A property is marked as forgettable by including the property name as a key in the special $forgettable field of the property’s parent object.

{
 "delivery_address": "...",
 "$forgettable": {
   "delivery_address": "<salt>"
 },
}

Clients that write contract terms might not be able to easily generate the salt value. Thus, the merchant backend must also allow the following syntax in the order creation request:

{
 "$forgettable": {
   "delivery_address": true
 },
}

However, a JSON object with such a forgettable specification must be considered an invalid contract terms object.
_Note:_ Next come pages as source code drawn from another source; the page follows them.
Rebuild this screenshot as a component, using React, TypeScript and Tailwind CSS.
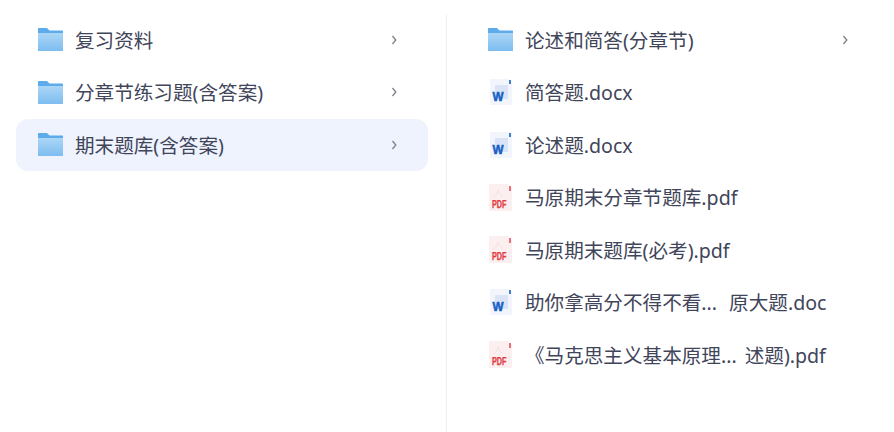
import React from "react";

function Folder() {
  return (
    <svg width="25" height="23" viewBox="0 0 25 23" className="shrink-0">
      <defs>
        <linearGradient id="fg" x1="0" y1="0" x2="0" y2="1">
          <stop offset="0" stopColor="#acd6f6" />
          <stop offset="1" stopColor="#7dbdf0" />
        </linearGradient>
      </defs>
      <path d="M0 1C0 .4.4 0 1 0h8l2.500 2.500H24c.6 0 1 .4 1 1V22c0 .6-.4 1-1 1H1c-.6 0-1-.4-1-1z" fill="#5dabea" />
      <path d="M0 5h25v17c0 .6-.4 1-1 1H1c-.6 0-1-.4-1-1z" fill="url(#fg)" />
    </svg>
  );
}

function Word() {
  return (
    <svg width="25" height="26" viewBox="0 0 25 26" className="shrink-0">
      <path d="M3 0h18l3 3v22c0 .6-.4 1-1 1H3c-.6 0-1-.4-1-1V1c0-.6.4-1 1-1z" fill="#f2f5fc" />
      <rect x="21" y="1" width="2" height="4" fill="#3f7fd1" />
      <rect x="7" y="6" width="13" height="14" fill="#dbe3f6" />
      <text x="4.500" y="21.500" fontSize="12" fontWeight="700" fill="#1560c4" fontFamily="Liberation Sans" textLength="11" lengthAdjust="spacingAndGlyphs" stroke="#1560c4" strokeWidth="0.5">W</text>
    </svg>
  );
}

function Pdf() {
  return (
    <svg width="25" height="27" viewBox="0 0 25 27" className="shrink-0">
      <path d="M2 0h18l4 4v22c0 .6-.4 1-1 1H2c-.6 0-1-.4-1-1V1c0-.6.4-1 1-1z" fill="#fbeff0" />
      <rect x="21" y="2" width="2" height="5" fill="#e8727a" />
      <path d="M5 13c3-1.500 4.500-4 5-7 .8 3 2.500 5.500 5 6.500" fill="none" stroke="#f6e0e2" strokeWidth="1" />
      <text x="4" y="23.500" fontSize="10" fontWeight="700" fill="#e23a42" fontFamily="Liberation Sans" textLength="14.500" lengthAdjust="spacingAndGlyphs" stroke="#e23a42" strokeWidth="0.25">PDF</text>
    </svg>
  );
}

function Chevron() {
  return (
    <svg width="6" height="12" viewBox="0 0 6 12" className="shrink-0">
      <path d="M1.500 2L4.800 6 1.500 10" fill="none" stroke="#7c808c" strokeWidth="1.300" />
    </svg>
  );
}

function Row({ icon, label, arrow, active, tail, gap, w }: { icon: React.ReactNode; label: string; arrow?: boolean; active?: boolean; tail?: string; gap?: string; w: string }) {
  return (
    <div className={`flex h-[51.5px] mb-[1px] items-center rounded-xl ${w} ${active ? "bg-[#eff3fe]" : ""}`}>
      {icon}
      <span className="ml-[12px] mt-[2px] text-[19.6px] leading-none text-[#41455a] whitespace-pre">
        {label}
        {tail ? <span className={gap}>{tail}</span> : null}
      </span>
      {arrow ? <span className="ml-auto flex"><Chevron /></span> : null}
    </div>
  );
}

export default function App() {
  const lw = "pl-[22px] pr-[31px]";
  const rw = "pr-[46px]";
  return (
    <div className="flex h-[432px] w-[894px] overflow-hidden bg-white font-['Noto_Sans','Noto_Sans_CJK_SC',sans-serif]">
      <div className="w-[446px] shrink-0 pl-4 pr-[18px] pt-[14px]">
        <Row w={lw} icon={<Folder />} label="复习资料" arrow />
        <Row w={lw} icon={<Folder />} label="分章节练习题(含答案)" arrow />
        <Row w={lw} icon={<Folder />} label="期末题库(含答案)" arrow active />
      </div>
      <div className="mt-[15px] flex-1 border-l border-[#eceef1] pl-[41px]">
        <div className="-mt-[1px]">
          <Row w={rw} icon={<Folder />} label="论述和简答(分章节)" arrow />
          <Row w={rw} icon={<Word />} label="简答题.docx" />
          <Row w={rw} icon={<Word />} label="论述题.docx" />
          <Row w={rw} icon={<Pdf />} label="马原期末分章节题库.pdf" />
          <Row w={rw} icon={<Pdf />} label="马原期末题库(必考).pdf" />
          <Row w={rw} icon={<Word />} label="助你拿高分不得不看..." tail="原大题.doc" gap="ml-[12px]" />
          <Row w={rw} icon={<Pdf />} label="《马克思主义基本原理..." tail="述题).pdf" gap="ml-[8px]" />
        </div>
      </div>
    </div>
  );
}
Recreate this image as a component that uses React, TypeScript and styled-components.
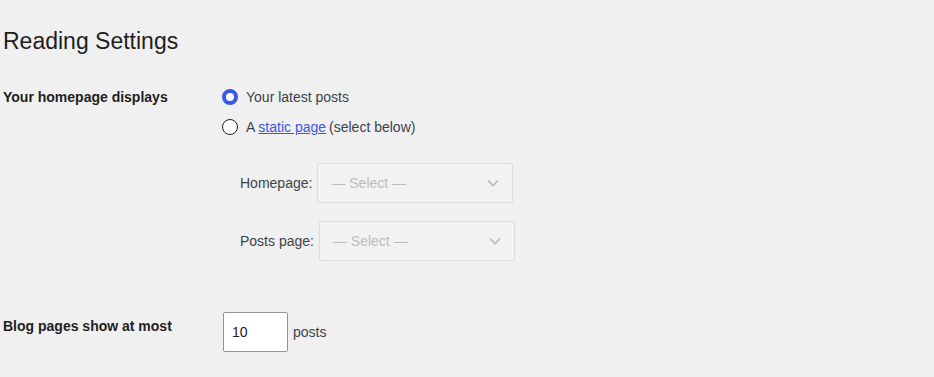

12.18.3.3. Forgetting a Forgettable Member

To forget a forgettable member, it is removed from the parent object, and the salted hash of the member’s scrubbed and canonicalized value is put into the special $forgotten$ member of the parent object.

{
 ...props,
 "delivery_address": "...",
 "$forgettable": {
   "delivery_address": "<memb_salt>"
 },
}

=>

{
 ...props,
 "$forgotten": {
   "delivery_address": "<memb_salted_hash>"
 },
 "$forgettable": {
   "delivery_address": "<memb_salt>"
 },
}

The hash of a member value memb_val with salt memb_salt is computed as follows:

memb_val_canon = canonicalized_json(scrub(memb_val));

memb_salted_hash = hkdf_sha512({
  output_length: 64,
  input_key_material: memb_val_canon,
  salt: memb_salt,
});

When encoding memb_salted_hash with base32-crockford, the resulting output must be upper-case.

12.18.3.4. Scrubbing

A JSON object is scrubbed by recursively identifying and forgetting all forgettable fields.

12.18.3.5. Canonicalized Hashing

A JSON object is canonicalized by converting it to an ASCII byte array with the algorithm specified in RFC 8785. The resulting bytes are terminated with a single 0-byte and then hashed with SHA512.

12.18.3.6. Test vector

The following input contains top-level and nested forgettable fields, as well as booleans, integers, strings and objects as well as non-forgettable fields. It is thus suitable as a minimal interoperability test:

{
  "k1": 1,
  "_forgettable": {
    "k1": "SALT"
  },
  "k2": {
    "n1": true,
    "_forgettable": {
      "n1": "salt"
    }
  },
  "k3": {
    "n1": "string"
  }
}

Hashing the above contract results in the following Crockford base32 encoded hash 287VXK8T6PXKD05W8Y94QJNEFCMRXBC9S7KNKTWGH2G2J2D7RYKPSHNH1HG9NT1K2HRHGC67W6QM6GEC4BSN1DPNEBCS0AVDT2DBP5G.

Note that typically the salt values must be chosen at random, only for this test we use static salt values.

12.18.4. Discussion / Q&A

  • It is not completely clear which parts of the contract terms should be forgettable. This should be individually decided by the merchant based on applicable legislation.

  • Is it really necessary that there is one salt per forgettable member? We could also have a “contract terms global” salt, and then use the global salt and the path of the forgettable field as the salt for hashing.

  • Why do we require the 0-termination in the hash / kdf? Doesn’t seem to match what e.g. shasum does.

  • Why do we not supply any “info” string (= context chunks in the GNUNET_CRYPTO_kdf terminology) to the hkdf? Does it matter?

  • We could also delete the corresponding $forgettable entry after forgetting a member. This would save storage. But to prove that a certain forgettable info matches the contract terms, the prover would need to also store/provide the salt.

  • What validations should the wallet do? Should the wallet ever accept contract terms where fields are already forgotten?